July 23, 2013 | 4 min read

Twitter co-founder Biz Stone put forward an idea for Facebook yesterday, suggesting the social network offer a premium service at $10 per month.

What would users receive in return for their annual $120 fee? An ad-free social network, where “people who really love Facebook (and can afford it), could see no ads. Maybe some special features too.”

According to Stone, if 10 per cent of Facebook’s global users signed up, “that’s $1bn a month in revenue.”

So, could an ad-free subscription model, similar to music services like Pandora and Spotify, work for Facebook?

The short answer is no, with Arena Media’s Mark Holden explaining why.

“Biz Stone’s idea is interesting, but I doubt it will ever happen and am not entirely sure it could feasibly work at present given where Facebook is now. It’s worth saying that I think many users seem to find the wallpaper of advertising over Facebook annoying, occasionally intrusive, and at times a bit creepy, despite Facebook’s efforts to make ‘stories’ an integrated ad product,” said Holden. “The fact that a simple search for ‘annoying Facebook ads’ returns 29 million Google results is a pretty clear indication of this.”

But Holden believes Facebook is between a rock and hard place in terms of keeping advertisers and users equally happy: “Advertisers demand more visually impactful ads that users can’t easily ignore, which means an increasing number of ads in the newsfeed. And for their part users are prone to feeling that ads somehow ‘invade’ their newsfeed experience.”

He continued: “However, Facebook makes a bold promise on its login page - “it’s free and always will be” - and for that simple reason, I don’t believe they’d consider an ad-free premium version. If it were to happen, users would be confronted with a moment of truth: is it worth paying $10/month to remove the ‘creepy’ ads from a service they use regularly?

“I believe, faced with this kind of trade off, they’d continue to tolerate the ads that are there to save them money, because they expect the service to be free. But the most vocal users accept the tacit trade-off between data, advertising and access to a free service,” he said.

“The horse has already bolted – a paid-for option may have worked if launched some time ago when Facebook was in its novel, exciting, growth stage,” he added. “The reality is that there are other social networking options out there, and Facebook needs to remain free in order to retain its user base.”

Despite Stone observing that people are paying for an ad-free service, most notably on music streaming services - “of all Pandora’s revenue generators, the highest growth year-over-year by far (114 per cent growth rate) is in subscriptions” - Holden explains that online music services and social networks cannot function in the same way.

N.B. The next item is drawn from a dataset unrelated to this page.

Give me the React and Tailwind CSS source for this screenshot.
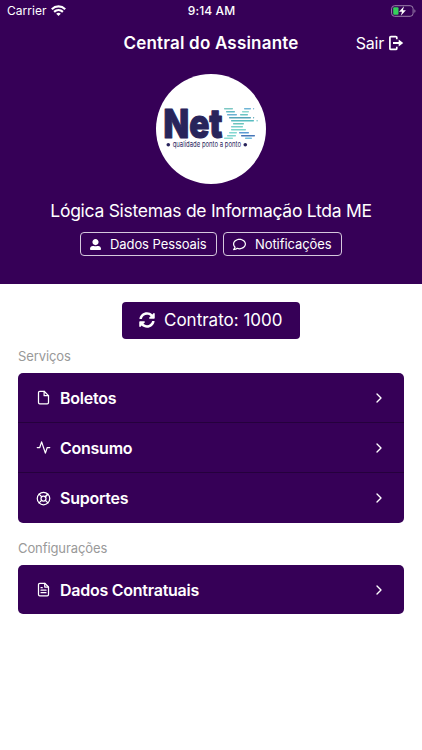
import React from "react";
import { FaUserAlt, FaRegComment, FaSyncAlt } from "react-icons/fa";
import { FiFile, FiActivity, FiLifeBuoy, FiFileText, FiChevronRight } from "react-icons/fi";

const services = [
    { label: "Boletos", Icon: FiFile },
    { label: "Consumo", Icon: FiActivity },
    { label: "Suportes", Icon: FiLifeBuoy },
];

const settings = [
    { label: "Dados Contratuais", Icon: FiFileText },
];

// x, y, width, color of each dash in the logo's X
const dashes = [
    [68, 34, 9, "#7cc8c4"], [88, 34, 7, "#6fb5d6"], [97, 34, 1.2, "#6fb5d6"],
    [70, 37, 9, "#62b9c4"], [86, 37, 7, "#8fd8d0"],
    [71, 40, 10, "#6bb2d4"], [84, 40, 8, "#6bc5c4"],
    [73, 43, 22, "#56a5b8"], [97, 43, 1.2, "#56a5b8"],
    [75, 46, 23, "#57bcc0"], [100.5, 46, 1.2, "#57bcc0"],
    [77, 49, 11, "#6ac5bd"],
    [75, 52, 12, "#79cfca"],
    [75, 55, 15, "#7bd4cc"],
    [73, 58, 8, "#84d8d2"], [83, 58, 10, "#5b9bd5"],
    [71, 61, 9, "#7fd3cf"], [85, 61, 14, "#4676b8"],
    [68, 63.5, 9, "#8adad0"], [89, 63.5, 7, "#73bddd"],
];

const Logo = () => (
    <svg viewBox="0 0 110 110" className="size-[110px]">
        <circle cx="55" cy="55" r="55" fill="#fff" />
        <text
            x="7.6" y="64" textLength="59" lengthAdjust="spacingAndGlyphs"
            fontSize="40" fontWeight="900" fontFamily="Inter, sans-serif"
            fill="#28245b" stroke="#28245b" strokeWidth="1" strokeLinejoin="round"
        >Net</text>
        {dashes.map(([x, y, w, color], i) => (
            <rect key={i} x={x} y={y} width={w} height="1.4" rx="0.6" fill={color} />
        ))}
        <circle cx="12.3" cy="70.8" r="1.8" fill="#28245b" />
        <text
            x="16.7" y="72.8" textLength="68.3" lengthAdjust="spacingAndGlyphs"
            fontSize="8" fontFamily="Inter, sans-serif" fill="#28245b"
        >qualidade ponto a ponto</text>
        <circle cx="89.3" cy="70.8" r="1.8" fill="#28245b" />
    </svg>
);

const StatusBar = () => (
    <div className="grid h-[22px] grid-cols-3 items-center pl-[7px] pr-[6px] text-[12px]">
        <div className="flex items-center gap-[4px]">
            <span className="tracking-[0.05px]">Carrier</span>
            <svg viewBox="0 0 15 11" className="mb-px h-[11px] w-[15px]" fill="none" stroke="#fff" strokeWidth="2.2">
                <path d="M0.8 4.2C4.6 0.5 10.4 0.5 14.2 4.2" />
                <path d="M3.1 6.9C5.7 4.6 9.3 4.6 11.9 6.9" />
                <path d="M5.2 8.7C6.6 7.5 8.4 7.5 9.8 8.7L7.5 11Z" fill="#fff" stroke="none" />
            </svg>
        </div>
        <span className="text-center font-medium tracking-[0.1px]">9:14 AM</span>
        <svg viewBox="0 0 26 12" className="h-3 w-[26px] justify-self-end">
            <rect x="1.6" y="0.7" width="21.5" height="10.6" rx="3" fill="none" stroke="#9b80ab" />
            <path d="M24.4 4.2C25.8 4.7 25.8 7.3 24.4 7.8Z" fill="#9b80ab" />
            <rect x="3.2" y="2.3" width="5.3" height="7.4" rx="1" fill="#35d05b" />
            <path d="M14 1.2L9 6.7H12L10.8 10.8L15.9 5.2H12.9Z" fill="#fff" />
        </svg>
    </div>
);

const LogoutIcon = () => (
    <svg viewBox="0 0 16 16" className="h-4 w-4" fill="none" stroke="#fff" strokeWidth="1.7">
        <path d="M8.8 4.2V2.6Q8.8 1.6 7.8 1.6H2.9Q1.9 1.6 1.9 2.6V13.4Q1.9 14.4 2.9 14.4H7.8Q8.8 14.4 8.8 13.4V11.8" />
        <path d="M5 8H12" strokeWidth="2" />
        <path d="M10.7 4.4L15.2 8L10.7 11.6Z" fill="#fff" stroke="none" />
    </svg>
);

const Menu = ({ items }) => (
    <div className="divide-y divide-[#25003d] overflow-hidden rounded-[5px] bg-[#360057] text-white">
        {items.map(({ label, Icon }) => (
            <button key={label} className="flex h-[50px] w-full items-center pl-[18px] pr-[17px] only:h-[49px]">
                <Icon className="size-[15px]" />
                <span className="ml-[9px] flex-1 text-left text-[16px] font-semibold tracking-[-0.25px]">{label}</span>
                <FiChevronRight className="size-4" />
            </button>
        ))}
    </div>
);

const App = () => (
    <div className="h-[750px] w-[422px] overflow-hidden bg-white font-['Inter',sans-serif]">

        <header className="h-[284px] bg-[#360057] text-white">
            <StatusBar />

            <div className="grid h-[43px] grid-cols-[1fr_auto_1fr] items-center px-[18px]">
                <h1 className="col-start-2 pt-px text-[17px] font-semibold tracking-[0.2px]">Central do Assinante</h1>
                <button className="mb-px flex items-center gap-1 justify-self-end text-[16px] tracking-[-0.2px]">
                    Sair
                    <LogoutIcon />
                </button>
            </div>

            <div className="flex flex-col items-center pt-[9px]">
                <Logo />
                <p className="mt-[14px] text-[17.5px] leading-[26px] tracking-[-0.28px]">Lógica Sistemas de Informação Ltda ME</p>
                <div className="mt-[8px] flex gap-[6px] text-[13px]">
                    <button className="flex h-6 w-[137px] items-center rounded-[4px] border border-[#d5c8dd] pl-[9px]">
                        <FaUserAlt className="size-[11px]" />
                        <span className="ml-[9px] pt-px tracking-[-0.08px]">Dados Pessoais</span>
                    </button>
                    <button className="flex h-6 w-[119px] items-center rounded-[4px] border border-[#d5c8dd] pl-[9px]">
                        <FaRegComment className="size-[13px]" />
                        <span className="ml-[9px] pt-px tracking-[-0.08px]">Notificações</span>
                    </button>
                </div>
            </div>
        </header>

        <main className="px-[18px] pt-[18px]">
            <button className="mx-auto flex h-[37px] w-[178px] items-center rounded-[4px] bg-[#360057] pl-[17px] text-[17px] text-white">
                <FaSyncAlt className="mb-px size-4" />
                <span className="ml-[9px]">Contrato: 1000</span>
            </button>

            <h2 className="mt-[7px] mb-[7px] text-[13px] leading-5 tracking-[-0.1px] text-[#999]">Serviços</h2>
            <Menu items={services} />

            <h2 className="mt-[15px] mb-[7px] text-[13px] leading-5 tracking-[-0.1px] text-[#999]">Configurações</h2>
            <Menu items={settings} />
        </main>

    </div>
);

export default App;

“Social networking is quite different to music subscription. Users are ‘trained’ to pay, in some form, for access to music. They have never been trained in the same way to pay for access to social networking,” he said.

However, Holden adds that it is perhaps to Facebook’s detriment that it didn’t embrace a ‘freemium’ model much earlier, limiting its reliance on advertising to monetise the site.

“But it seems totally committed to advertising as its primary source of monetisation, even when at one point Facebook credits and virtual currency seemed promising,” he said. “Given its position, it would be very brave to introduce a service that would effectively erode its advertiser proposition – when they need to do everything they can to fight for the increasing competitive share of social networking ad spend.”